Description of the task:
Copy out each line containing "this" from the entries below.

Input material:

* * *

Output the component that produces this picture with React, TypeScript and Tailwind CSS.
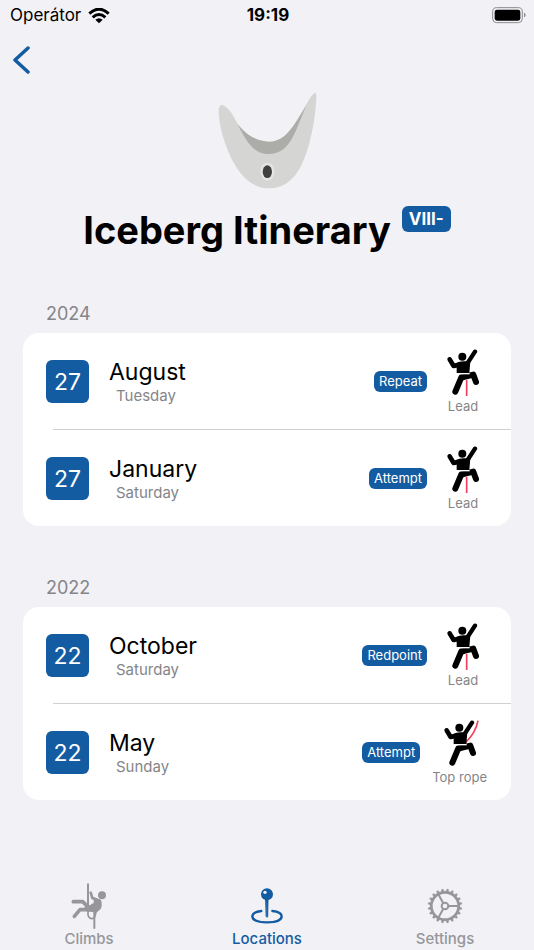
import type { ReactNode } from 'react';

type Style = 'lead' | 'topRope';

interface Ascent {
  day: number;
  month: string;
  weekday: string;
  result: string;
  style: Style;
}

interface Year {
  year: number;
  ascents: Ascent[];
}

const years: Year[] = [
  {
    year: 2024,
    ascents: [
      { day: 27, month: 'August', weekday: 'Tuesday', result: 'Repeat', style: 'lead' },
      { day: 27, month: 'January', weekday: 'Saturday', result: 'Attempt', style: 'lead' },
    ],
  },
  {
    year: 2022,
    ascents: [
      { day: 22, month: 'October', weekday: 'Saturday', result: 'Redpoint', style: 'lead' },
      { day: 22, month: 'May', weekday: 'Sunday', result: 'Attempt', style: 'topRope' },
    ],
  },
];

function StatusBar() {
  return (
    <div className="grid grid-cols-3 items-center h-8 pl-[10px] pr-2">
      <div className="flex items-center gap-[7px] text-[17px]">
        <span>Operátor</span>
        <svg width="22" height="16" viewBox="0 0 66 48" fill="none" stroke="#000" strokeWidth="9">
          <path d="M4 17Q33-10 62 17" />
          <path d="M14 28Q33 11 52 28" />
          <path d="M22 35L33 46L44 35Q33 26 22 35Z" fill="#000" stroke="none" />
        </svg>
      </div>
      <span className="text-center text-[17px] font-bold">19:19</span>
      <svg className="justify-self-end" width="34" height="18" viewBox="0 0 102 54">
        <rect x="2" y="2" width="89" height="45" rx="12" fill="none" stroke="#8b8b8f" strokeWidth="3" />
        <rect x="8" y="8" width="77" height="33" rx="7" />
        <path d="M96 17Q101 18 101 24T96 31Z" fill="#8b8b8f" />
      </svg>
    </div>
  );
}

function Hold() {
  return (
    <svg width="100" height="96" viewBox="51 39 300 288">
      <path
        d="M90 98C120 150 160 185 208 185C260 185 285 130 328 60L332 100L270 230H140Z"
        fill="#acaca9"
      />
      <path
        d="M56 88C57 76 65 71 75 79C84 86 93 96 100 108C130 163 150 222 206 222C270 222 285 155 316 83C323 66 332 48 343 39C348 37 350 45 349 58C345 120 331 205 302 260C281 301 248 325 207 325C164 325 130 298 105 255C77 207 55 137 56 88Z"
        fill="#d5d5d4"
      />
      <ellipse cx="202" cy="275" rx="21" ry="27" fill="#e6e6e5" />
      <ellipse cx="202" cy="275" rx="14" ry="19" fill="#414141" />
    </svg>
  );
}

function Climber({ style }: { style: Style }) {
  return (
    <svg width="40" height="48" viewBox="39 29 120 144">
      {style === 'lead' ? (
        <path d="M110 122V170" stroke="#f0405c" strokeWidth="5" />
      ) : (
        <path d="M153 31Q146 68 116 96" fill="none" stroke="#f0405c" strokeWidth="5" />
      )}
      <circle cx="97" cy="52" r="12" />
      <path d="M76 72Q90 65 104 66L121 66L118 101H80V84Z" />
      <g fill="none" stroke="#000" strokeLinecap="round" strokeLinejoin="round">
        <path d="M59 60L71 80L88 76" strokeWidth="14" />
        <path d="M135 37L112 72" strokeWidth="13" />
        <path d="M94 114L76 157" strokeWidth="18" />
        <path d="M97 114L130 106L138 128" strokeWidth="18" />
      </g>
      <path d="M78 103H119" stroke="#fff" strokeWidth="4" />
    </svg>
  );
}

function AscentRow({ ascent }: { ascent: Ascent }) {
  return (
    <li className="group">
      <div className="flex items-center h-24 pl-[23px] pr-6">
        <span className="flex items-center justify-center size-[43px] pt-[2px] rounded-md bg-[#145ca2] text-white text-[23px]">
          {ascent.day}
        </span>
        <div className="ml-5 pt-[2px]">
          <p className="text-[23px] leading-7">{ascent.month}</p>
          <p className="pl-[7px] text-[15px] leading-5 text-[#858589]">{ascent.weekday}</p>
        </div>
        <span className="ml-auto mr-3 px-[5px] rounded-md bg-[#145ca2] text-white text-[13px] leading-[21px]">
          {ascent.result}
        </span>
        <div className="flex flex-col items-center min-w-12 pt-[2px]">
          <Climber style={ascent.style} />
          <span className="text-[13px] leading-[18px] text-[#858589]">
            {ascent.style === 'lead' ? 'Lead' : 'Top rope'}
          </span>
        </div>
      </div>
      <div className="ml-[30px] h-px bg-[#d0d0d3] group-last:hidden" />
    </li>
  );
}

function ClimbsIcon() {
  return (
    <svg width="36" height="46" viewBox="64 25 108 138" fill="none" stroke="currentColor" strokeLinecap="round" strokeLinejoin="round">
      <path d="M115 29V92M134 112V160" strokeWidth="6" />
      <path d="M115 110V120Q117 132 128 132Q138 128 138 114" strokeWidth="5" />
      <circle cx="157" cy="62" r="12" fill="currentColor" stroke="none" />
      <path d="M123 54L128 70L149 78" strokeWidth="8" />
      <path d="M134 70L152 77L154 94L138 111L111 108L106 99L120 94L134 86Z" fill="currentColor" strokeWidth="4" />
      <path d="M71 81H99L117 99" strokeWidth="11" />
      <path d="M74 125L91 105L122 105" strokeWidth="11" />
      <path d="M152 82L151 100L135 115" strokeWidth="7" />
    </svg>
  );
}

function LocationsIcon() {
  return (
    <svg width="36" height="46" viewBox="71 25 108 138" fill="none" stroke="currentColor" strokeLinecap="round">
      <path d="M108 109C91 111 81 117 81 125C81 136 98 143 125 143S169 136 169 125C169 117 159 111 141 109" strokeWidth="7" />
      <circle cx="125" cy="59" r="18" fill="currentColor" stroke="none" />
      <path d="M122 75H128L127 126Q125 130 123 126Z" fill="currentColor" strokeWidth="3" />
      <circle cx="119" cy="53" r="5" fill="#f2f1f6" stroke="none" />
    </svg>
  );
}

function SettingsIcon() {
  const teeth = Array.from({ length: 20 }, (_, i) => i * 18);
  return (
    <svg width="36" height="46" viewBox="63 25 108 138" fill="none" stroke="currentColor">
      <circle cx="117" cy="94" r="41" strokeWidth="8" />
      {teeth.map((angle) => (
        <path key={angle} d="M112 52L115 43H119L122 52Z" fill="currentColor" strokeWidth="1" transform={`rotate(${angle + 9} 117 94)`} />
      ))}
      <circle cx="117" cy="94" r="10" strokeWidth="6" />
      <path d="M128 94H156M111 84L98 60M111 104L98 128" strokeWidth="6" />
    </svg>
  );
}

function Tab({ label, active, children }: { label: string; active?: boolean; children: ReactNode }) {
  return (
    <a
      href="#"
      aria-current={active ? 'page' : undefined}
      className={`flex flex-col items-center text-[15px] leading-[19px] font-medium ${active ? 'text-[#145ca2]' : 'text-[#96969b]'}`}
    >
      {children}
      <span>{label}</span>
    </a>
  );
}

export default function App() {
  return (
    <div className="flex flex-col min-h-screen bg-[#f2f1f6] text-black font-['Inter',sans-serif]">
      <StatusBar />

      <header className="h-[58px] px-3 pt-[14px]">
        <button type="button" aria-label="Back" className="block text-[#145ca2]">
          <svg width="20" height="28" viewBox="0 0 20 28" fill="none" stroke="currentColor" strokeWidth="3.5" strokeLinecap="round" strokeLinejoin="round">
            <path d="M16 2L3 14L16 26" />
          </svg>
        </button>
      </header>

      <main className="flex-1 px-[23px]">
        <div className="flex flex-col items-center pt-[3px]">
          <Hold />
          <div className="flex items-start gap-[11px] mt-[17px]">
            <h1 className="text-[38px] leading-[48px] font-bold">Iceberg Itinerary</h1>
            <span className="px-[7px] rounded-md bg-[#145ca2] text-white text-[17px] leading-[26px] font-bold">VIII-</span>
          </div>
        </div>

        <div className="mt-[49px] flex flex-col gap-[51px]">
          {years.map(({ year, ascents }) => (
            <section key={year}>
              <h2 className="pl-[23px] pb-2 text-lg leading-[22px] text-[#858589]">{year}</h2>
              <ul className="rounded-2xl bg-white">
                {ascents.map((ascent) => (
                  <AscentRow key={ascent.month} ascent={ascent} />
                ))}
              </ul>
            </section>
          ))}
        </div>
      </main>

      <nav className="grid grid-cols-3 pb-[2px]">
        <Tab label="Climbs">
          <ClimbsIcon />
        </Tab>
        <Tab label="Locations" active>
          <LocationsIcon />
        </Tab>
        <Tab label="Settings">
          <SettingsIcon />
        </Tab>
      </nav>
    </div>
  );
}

* * *

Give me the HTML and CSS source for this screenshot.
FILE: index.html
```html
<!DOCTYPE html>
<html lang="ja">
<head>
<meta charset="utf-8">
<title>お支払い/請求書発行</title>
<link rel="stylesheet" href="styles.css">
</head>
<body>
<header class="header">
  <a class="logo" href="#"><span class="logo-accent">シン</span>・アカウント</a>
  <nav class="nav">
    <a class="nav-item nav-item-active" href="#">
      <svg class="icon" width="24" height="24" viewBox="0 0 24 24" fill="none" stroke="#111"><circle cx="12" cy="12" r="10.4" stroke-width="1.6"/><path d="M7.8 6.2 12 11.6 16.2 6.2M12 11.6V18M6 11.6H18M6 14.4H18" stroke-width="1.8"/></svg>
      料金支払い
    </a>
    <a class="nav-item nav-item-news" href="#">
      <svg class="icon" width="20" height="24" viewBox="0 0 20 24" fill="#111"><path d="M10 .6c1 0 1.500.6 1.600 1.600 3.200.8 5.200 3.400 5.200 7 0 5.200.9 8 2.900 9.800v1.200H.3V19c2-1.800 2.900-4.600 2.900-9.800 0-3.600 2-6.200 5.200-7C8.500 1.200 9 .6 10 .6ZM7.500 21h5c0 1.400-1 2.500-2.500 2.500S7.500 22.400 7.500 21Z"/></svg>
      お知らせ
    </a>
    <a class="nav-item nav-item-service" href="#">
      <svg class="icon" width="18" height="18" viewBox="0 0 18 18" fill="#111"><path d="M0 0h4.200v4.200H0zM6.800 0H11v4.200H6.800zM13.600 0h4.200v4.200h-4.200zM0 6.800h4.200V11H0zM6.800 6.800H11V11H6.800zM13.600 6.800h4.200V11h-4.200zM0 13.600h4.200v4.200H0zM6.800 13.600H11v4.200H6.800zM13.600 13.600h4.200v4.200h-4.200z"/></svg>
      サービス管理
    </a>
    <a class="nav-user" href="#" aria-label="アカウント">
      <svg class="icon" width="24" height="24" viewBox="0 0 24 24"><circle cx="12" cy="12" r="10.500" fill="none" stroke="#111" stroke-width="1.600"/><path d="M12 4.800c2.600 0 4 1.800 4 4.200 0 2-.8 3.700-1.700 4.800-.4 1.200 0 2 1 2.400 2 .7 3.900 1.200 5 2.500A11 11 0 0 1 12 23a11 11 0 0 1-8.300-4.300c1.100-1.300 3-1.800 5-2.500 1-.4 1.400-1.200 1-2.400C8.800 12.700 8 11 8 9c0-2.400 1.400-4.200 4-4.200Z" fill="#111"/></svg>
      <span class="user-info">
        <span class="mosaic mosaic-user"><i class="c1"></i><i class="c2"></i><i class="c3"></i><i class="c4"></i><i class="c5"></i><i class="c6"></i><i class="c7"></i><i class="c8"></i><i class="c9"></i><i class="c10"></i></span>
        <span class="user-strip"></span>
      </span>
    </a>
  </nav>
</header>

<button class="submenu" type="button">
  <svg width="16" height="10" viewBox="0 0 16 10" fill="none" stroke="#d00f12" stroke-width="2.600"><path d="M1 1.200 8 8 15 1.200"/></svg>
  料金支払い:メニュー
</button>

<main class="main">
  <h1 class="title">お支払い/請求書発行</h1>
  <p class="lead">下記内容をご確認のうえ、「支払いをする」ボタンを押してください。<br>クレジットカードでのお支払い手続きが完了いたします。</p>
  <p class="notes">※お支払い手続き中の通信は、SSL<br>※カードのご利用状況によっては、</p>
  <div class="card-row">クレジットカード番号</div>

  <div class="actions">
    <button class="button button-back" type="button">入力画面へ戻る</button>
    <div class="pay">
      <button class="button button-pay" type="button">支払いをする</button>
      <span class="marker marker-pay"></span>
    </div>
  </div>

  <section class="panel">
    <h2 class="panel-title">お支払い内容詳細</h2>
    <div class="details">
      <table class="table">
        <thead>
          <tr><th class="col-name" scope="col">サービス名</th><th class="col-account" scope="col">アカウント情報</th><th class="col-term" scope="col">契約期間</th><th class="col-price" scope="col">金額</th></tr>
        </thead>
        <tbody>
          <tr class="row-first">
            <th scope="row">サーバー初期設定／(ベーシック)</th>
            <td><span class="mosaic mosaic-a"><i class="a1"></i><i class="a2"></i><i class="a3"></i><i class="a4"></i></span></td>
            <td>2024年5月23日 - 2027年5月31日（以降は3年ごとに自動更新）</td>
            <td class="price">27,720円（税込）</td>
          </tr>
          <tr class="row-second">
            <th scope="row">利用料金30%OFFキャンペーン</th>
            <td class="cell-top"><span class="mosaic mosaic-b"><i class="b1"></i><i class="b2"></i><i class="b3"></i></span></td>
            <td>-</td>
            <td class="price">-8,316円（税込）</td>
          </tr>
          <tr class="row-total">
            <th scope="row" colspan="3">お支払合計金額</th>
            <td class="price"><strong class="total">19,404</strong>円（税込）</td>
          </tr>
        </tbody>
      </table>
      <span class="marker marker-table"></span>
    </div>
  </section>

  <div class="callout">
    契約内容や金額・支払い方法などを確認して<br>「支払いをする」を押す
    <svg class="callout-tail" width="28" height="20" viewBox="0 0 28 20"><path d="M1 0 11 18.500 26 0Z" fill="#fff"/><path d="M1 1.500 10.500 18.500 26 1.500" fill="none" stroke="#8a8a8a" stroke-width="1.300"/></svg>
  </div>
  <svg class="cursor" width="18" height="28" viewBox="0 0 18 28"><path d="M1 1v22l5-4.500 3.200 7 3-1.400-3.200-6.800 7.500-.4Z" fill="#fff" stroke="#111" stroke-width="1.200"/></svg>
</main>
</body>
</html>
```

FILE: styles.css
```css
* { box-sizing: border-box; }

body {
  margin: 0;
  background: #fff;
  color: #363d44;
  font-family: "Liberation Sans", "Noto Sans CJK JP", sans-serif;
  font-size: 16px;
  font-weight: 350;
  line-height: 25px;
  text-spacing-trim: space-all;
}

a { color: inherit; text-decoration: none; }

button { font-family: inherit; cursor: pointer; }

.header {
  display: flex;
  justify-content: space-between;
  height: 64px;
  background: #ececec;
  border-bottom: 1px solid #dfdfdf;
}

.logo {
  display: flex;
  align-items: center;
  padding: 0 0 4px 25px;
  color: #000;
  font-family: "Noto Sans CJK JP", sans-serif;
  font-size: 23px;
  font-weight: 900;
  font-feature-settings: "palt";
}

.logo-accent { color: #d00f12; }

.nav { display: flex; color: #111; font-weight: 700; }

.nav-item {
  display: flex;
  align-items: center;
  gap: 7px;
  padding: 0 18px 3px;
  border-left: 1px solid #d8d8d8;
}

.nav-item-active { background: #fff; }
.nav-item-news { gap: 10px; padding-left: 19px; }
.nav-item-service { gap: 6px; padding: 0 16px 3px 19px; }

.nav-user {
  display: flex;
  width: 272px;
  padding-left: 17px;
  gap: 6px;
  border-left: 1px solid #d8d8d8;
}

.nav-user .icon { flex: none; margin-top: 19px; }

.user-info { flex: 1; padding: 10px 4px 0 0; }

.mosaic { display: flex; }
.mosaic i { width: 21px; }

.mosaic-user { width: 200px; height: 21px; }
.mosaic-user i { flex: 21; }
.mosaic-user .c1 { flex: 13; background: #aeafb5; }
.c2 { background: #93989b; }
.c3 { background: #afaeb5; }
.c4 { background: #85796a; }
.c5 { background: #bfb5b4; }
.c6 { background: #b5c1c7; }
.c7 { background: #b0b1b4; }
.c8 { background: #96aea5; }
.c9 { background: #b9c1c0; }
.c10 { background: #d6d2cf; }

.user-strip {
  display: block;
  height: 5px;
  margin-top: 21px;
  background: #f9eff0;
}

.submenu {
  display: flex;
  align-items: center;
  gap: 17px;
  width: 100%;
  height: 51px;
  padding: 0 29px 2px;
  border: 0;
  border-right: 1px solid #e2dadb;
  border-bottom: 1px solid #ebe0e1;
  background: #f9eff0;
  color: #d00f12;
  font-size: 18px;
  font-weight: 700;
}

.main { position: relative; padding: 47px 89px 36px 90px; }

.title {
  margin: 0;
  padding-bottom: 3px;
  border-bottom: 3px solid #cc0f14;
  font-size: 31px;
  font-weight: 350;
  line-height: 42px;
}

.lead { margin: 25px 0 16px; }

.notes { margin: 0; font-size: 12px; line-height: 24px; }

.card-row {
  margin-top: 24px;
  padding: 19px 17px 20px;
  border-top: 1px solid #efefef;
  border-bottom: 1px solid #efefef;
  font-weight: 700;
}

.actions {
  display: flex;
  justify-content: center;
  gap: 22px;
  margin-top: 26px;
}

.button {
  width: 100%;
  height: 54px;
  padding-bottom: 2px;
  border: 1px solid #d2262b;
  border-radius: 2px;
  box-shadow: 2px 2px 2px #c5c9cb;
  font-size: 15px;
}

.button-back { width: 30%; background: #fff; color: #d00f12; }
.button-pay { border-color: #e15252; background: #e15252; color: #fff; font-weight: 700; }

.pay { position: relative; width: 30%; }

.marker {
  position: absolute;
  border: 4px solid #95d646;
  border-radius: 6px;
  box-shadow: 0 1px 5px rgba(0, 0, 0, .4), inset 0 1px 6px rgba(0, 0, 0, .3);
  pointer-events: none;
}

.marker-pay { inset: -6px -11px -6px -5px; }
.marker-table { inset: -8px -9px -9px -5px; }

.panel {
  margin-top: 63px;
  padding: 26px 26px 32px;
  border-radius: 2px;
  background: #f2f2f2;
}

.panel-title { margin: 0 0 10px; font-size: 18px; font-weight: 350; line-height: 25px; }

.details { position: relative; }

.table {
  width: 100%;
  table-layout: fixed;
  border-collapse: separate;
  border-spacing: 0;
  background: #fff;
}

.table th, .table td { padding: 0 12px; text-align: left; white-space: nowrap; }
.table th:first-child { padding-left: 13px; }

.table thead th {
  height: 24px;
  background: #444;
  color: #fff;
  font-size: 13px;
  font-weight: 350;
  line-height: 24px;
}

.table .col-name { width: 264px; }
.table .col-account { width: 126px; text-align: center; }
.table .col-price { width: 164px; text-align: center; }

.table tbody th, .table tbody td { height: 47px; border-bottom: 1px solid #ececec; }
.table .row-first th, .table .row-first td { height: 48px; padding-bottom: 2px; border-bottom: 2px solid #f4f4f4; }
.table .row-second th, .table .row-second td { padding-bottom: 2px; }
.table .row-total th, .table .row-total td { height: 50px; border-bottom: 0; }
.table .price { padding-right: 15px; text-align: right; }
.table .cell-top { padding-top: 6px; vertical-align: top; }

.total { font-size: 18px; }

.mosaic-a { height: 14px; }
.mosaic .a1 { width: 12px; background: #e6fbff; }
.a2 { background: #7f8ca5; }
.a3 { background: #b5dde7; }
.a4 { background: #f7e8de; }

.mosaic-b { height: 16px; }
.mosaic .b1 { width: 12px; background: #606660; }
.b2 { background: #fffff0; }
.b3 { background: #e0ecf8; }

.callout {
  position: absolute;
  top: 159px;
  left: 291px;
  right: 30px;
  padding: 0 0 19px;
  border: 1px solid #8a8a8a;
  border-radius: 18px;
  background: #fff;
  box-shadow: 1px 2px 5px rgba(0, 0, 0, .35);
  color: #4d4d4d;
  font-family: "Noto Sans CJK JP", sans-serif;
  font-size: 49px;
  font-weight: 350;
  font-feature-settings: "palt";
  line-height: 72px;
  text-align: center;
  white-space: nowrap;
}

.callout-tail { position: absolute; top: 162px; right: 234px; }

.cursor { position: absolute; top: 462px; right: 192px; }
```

* * *

Written response:
Output the component that produces this picture with React, TypeScript and Tailwind CSS.
Give me the HTML and CSS source for this screenshot.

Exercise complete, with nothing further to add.